JK: I’m looking for someone with a nimble analytical mind and fluid business thinking. A business degree from a leading institution is always a big help, but I also value candidates with a non-traditional background since I have one myself. Sometimes people who focus on credentials don’t bring the breadth of perspective and level of creative thinking our industry demands.
How did you get started in customer analytics?
JK: I started my career as a marketing strategy consultant when the internet was young and we were just launching into interactive channels. I became a specialist in analytical marketing by applying Darwinian principles to interactive marketing for ten years before Caesars asked me to join their team. I didn’t have any formal technical training; my technical learning was totally self-directed. Now I’m responsible for marketing technology and big data initiatives along with marketing operations. I’m interested in how technology enables customer engagement and interactions. How do we make use of our data? This changes so quickly that we have to keep developing new skills and mindsets around the discipline of analytics.
What brought you to Wharton?
JK: Gary [Loveman, Caesars CEO], in his classic dry delivery, said, “Kanter, you’ll never amount to anything without a vocational education.” He encouraged me to continue my education, to broaden my experience beyond the roles I’ve been fortunate to have. I love the people and experiences I’m having at Wharton. The primary value for me is to be a much more effective CMO or other executive officer by developing a better understanding of the disciplines of my peers on a senior management team.
View Gary Loveman’s Wharton Leadership Lecture on customer analytics (student password required)

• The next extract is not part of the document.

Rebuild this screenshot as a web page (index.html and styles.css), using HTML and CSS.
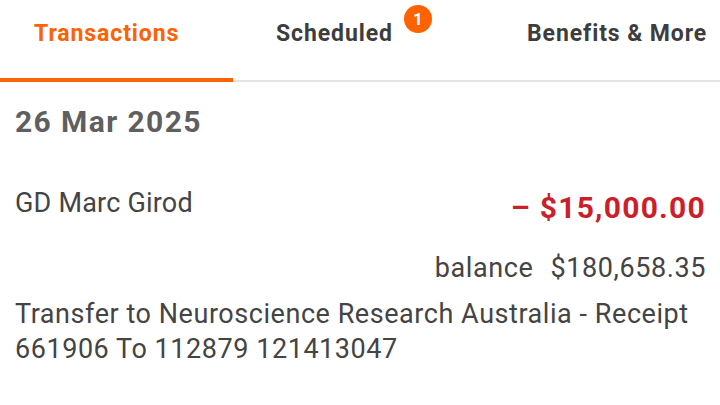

Do you have any advice for current Wharton students interested in customer analytics?
JK: I’d encourage you to remember business isn’t something you learn in a book. It’s a set of disciplines you apply in combination to drive measurable business outcomes. You can develop these disciplines through coursework, but the key is to be able to use judgment and apply them in a context you’ve never experienced before. Accumulated knowledge and experience are very important, but real-time problem solving is key. Sometimes that last piece gets lost with people focusing exclusively only on a degree. Being nimble in your thinking and being willing—and able—to depart from the thinking you learned from books is a very valuable skill.
Discover things that get you genuinely excited and open up a new part of the world to you, and focus on them. I always loved math, stats, psychology and physics, and I’d extract whatever discipline or experience I could from them. Look for ways to think by analogy—this creativity is essential to business leadership.
Last, customer analytics is not an ivory tower. It’s an essential part of every business. You don’t need a job in analytics to be an analytical leader. Think of analytical skills as an essential ingredient in any role you take instead of just a role in a department called analytics.